那人想了想,就站了起来答应了。三人朝路文海家里走,这条路走的话也要十几分钟,路文海带路,那纳坎村的人就跟在两人的后面。走着走着,黎浩碰了一下前面的路文海伏在他耳边说:“我感觉不对劲!”
“怎么了,哪儿不对劲?”路文海一头雾水。
黎浩偷偷回头看了一眼说:“他走路没得声音,我在他前面,一点声音都没有听到!”
路文海不以为然说:“你们隔的那么远,听不到也正常的,泥巴路,声音小。”
黎浩又看了看,才两三米的距离,听不到走路的声音还正常?不过说话间,已经可以看到路文海的家了,此时他屋里的灯还亮着,三人都加快了脚步。

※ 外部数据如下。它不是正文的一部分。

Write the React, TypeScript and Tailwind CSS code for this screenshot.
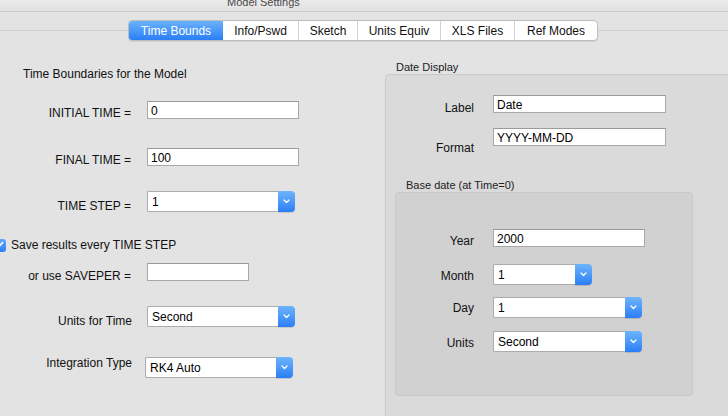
import React from "react";

function TextField({ className, value }: { className: string; value?: string }) {
  return (
    <div
      className={`h-[18px] bg-white border border-[#a9a9a9] border-t-[#9a9a9a] pl-[3px] text-[12px] leading-[18px] text-black ${className}`}
    >
      {value}
    </div>
  );
}

function Chevron() {
  return (
    <svg width="7" height="5" viewBox="0 0 7 5" fill="none">
      <path d="M1 1 L3.5 3.5 L6 1" stroke="white" strokeWidth="1.3" strokeLinecap="round" strokeLinejoin="round" />
    </svg>
  );
}

function Combo({ className, value }: { className: string; value: string }) {
  return (
    <div className={`flex h-[21px] ${className}`}>
      <div className="flex-1 bg-white border-y border-l border-[#acacac] rounded-l-[2px] pl-[4px] text-[12px] leading-[21px] text-black">
        {value}
      </div>
      <div className="w-[17px] rounded-r-[4px] bg-gradient-to-b from-[#6db4fb] to-[#2b7ef6] flex items-center justify-center shadow-[0_1px_0_rgba(0,0,0,0.12)]">
        <Chevron />
      </div>
    </div>
  );
}

const tabs = [
  { label: "Time Bounds", w: "w-[94px]", active: true },
  { label: "Info/Pswd", w: "w-[75px]" },
  { label: "Sketch", w: "w-[59px]" },
  { label: "Units Equiv", w: "w-[83px]" },
  { label: "XLS Files", w: "w-[74px]" },
  { label: "Ref Modes", w: "w-[83px]" },
];

export default function App() {
  return (
    <div
      className="w-[728px] h-[416px] overflow-hidden bg-[#e3e3e3] text-[#111]"
      style={{ fontFamily: '"Liberation Sans", Arial, sans-serif' }}
    >
      {/* title bar */}
      <div className="h-[12px] border-b border-[#cbcbcb] bg-gradient-to-b from-[#ebebeb] to-[#e2e2e2] overflow-hidden flex">
        <div className="ml-[227px] -mt-[4px] text-[11px] leading-[12px] text-[#4a4a4a]">Model Settings</div>
      </div>

      {/* tabs */}
      <div className="flex items-center pt-[8px]">
        <div className="w-[128px] h-px bg-[#d0d0d0]" />
        <div className="flex h-[21px] rounded-[4px] border border-[#bdbdbd] bg-white overflow-hidden shadow-[0_1px_1px_rgba(0,0,0,0.08)]">
          {tabs.map((t, i) => (
            <div
              key={t.label}
              className={`${t.w} flex items-center justify-center text-[12px] leading-[14px] ${
                t.active
                  ? "bg-gradient-to-b from-[#6ab2fb] to-[#2a7ef5] text-white"
                  : "text-[#111]"
              } ${i > 1 ? "border-l border-[#d3d3d3]" : ""}`}
            >
              {t.label}
            </div>
          ))}
        </div>
        <div className="flex-1 h-px bg-[#d0d0d0]" />
      </div>

      {/* main */}
      <div className="flex">
        {/* left column */}
        <div className="w-[385px] shrink-0 flex flex-col text-[12px] leading-[14px]">
          <div className="mt-[26px] ml-[23px]">Time Boundaries for the Model</div>

          <div className="mt-[20px] h-[18px] flex items-start">
            <div className="w-[131px] text-right mt-[5px]">INITIAL TIME =</div>
            <TextField className="ml-[16px] w-[152px]" value="0" />
          </div>

          <div className="mt-[29px] h-[18px] flex items-start">
            <div className="w-[131px] text-right mt-[5px]">FINAL TIME =</div>
            <TextField className="ml-[16px] w-[152px]" value="100" />
          </div>

          <div className="mt-[25px] h-[21px] flex items-start">
            <div className="w-[131px] text-right mt-[8px]">TIME STEP =</div>
            <Combo className="ml-[16px] w-[148px]" value="1" />
          </div>

          <div className="mt-[26px] h-[14px] flex items-center">
            <div className="-ml-[7px] w-[13px] h-[13px] rounded-[3px] bg-gradient-to-b from-[#5ea9fa] to-[#2b7ef5] flex items-center justify-center">
              <svg width="9" height="8" viewBox="0 0 9 8" fill="none">
                <path d="M1.5 4.2 L3.6 6.3 L7.6 1.5" stroke="white" strokeWidth="1.6" strokeLinecap="round" strokeLinejoin="round" />
              </svg>
            </div>
            <div className="ml-[5px]">Save results every TIME STEP</div>
          </div>

          <div className="mt-[11px] h-[18px] flex items-start">
            <div className="w-[131px] text-right mt-[6px]">or use SAVEPER =</div>
            <TextField className="ml-[16px] w-[102px]" />
          </div>

          <div className="mt-[25px] h-[21px] flex items-start">
            <div className="w-[132px] text-right mt-[8px]">Units for Time</div>
            <Combo className="ml-[15px] w-[148px]" value="Second" />
          </div>

          <div className="mt-[30px] h-[21px] flex items-start">
            <div className="w-[132px] text-right -mt-[1px]">Integration Type</div>
            <Combo className="ml-[13px] w-[148px]" value="RK4 Auto" />
          </div>
        </div>

        {/* right column */}
        <div className="flex-1 min-w-0 flex flex-col">
          <div className="mt-[20px] ml-[11px] text-[11px] leading-[13px] text-[#222]">Date Display</div>
          <div className="w-[360px] h-[360px] shrink-0 bg-[#dadada] border border-[#cacaca] rounded-tl-[4px] flex flex-col text-[12px] leading-[14px]">
            <div className="mt-[20px] h-[18px] flex items-start">
              <div className="w-[88px] text-right mt-[6px]">Label</div>
              <TextField className="ml-[19px] w-[173px]" value="Date" />
            </div>
            <div className="mt-[15px] h-[18px] flex items-start">
              <div className="w-[88px] text-right mt-[13px]">Format</div>
              <TextField className="ml-[19px] w-[173px]" value="YYYY-MM-DD" />
            </div>

            <div className="mt-[33px] ml-[20px] text-[11px] leading-[13px] text-[#222]">Base date (at Time=0)</div>
            <div className="ml-[9px] w-[298px] h-[204px] bg-[#d1d1d1] border border-[#c8c8c8] rounded-[4px] flex flex-col">
              <div className="mt-[36px] h-[18px] flex items-start">
                <div className="w-[78px] text-right mt-[5px]">Year</div>
                <TextField className="ml-[19px] w-[152px]" value="2000" />
              </div>
              <div className="mt-[17px] h-[21px] flex items-start">
                <div className="w-[78px] text-right mt-[5px]">Month</div>
                <Combo className="ml-[19px] w-[99px]" value="1" />
              </div>
              <div className="mt-[12px] h-[21px] flex items-start">
                <div className="w-[78px] text-right mt-[4px]">Day</div>
                <Combo className="ml-[19px] w-[149px]" value="1" />
              </div>
              <div className="mt-[13px] h-[21px] flex items-start">
                <div className="w-[78px] text-right mt-[5px]">Units</div>
                <Combo className="ml-[19px] w-[149px]" value="Second" />
              </div>
            </div>
          </div>
        </div>
      </div>
    </div>
  );
}
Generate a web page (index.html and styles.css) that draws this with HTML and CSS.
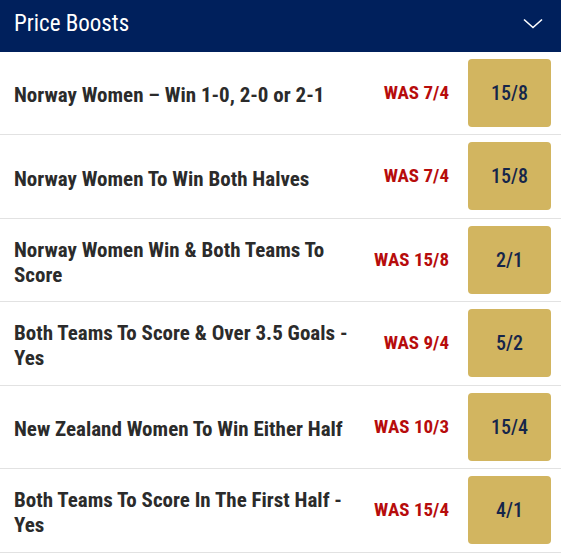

回到家,路文海的父母依旧没有回来,推门进入后,他打了个电话也没人接。回头时,黎浩已经目瞪口呆的看着身后的人了。因为有灯,路文海也看到,那个隔壁村的人脸上脏兮兮的全是泥,身上也一样是泥土,而他穿着一件很奇怪的衣服,不像是现代人穿的,到也看不出是古代的,总之就是感觉奇怪。
除了身上之外,他还是个光头,头顶也是到处是泥土。而且全身散发出来的除了土腥味,还有一股淡淡的臭味。路文海看着他奇怪的问道:“你咋个那么脏?”
那人感觉很委屈,低着头没说话。他的样子也就十几岁,不像是二十多岁的人,身材娇小,像个初中生。路文海叹息一声说:“屋头有热水,我拿给你好好洗一下。”
在农村瓦房洗澡,只能在房间里打盆热水慢慢洗,因为地方挪不开,而且瓦房也不存在有专门的卫生间,只有将就了。他又拿了自己的衣服出来,和热水一起给了那个隔壁村的人。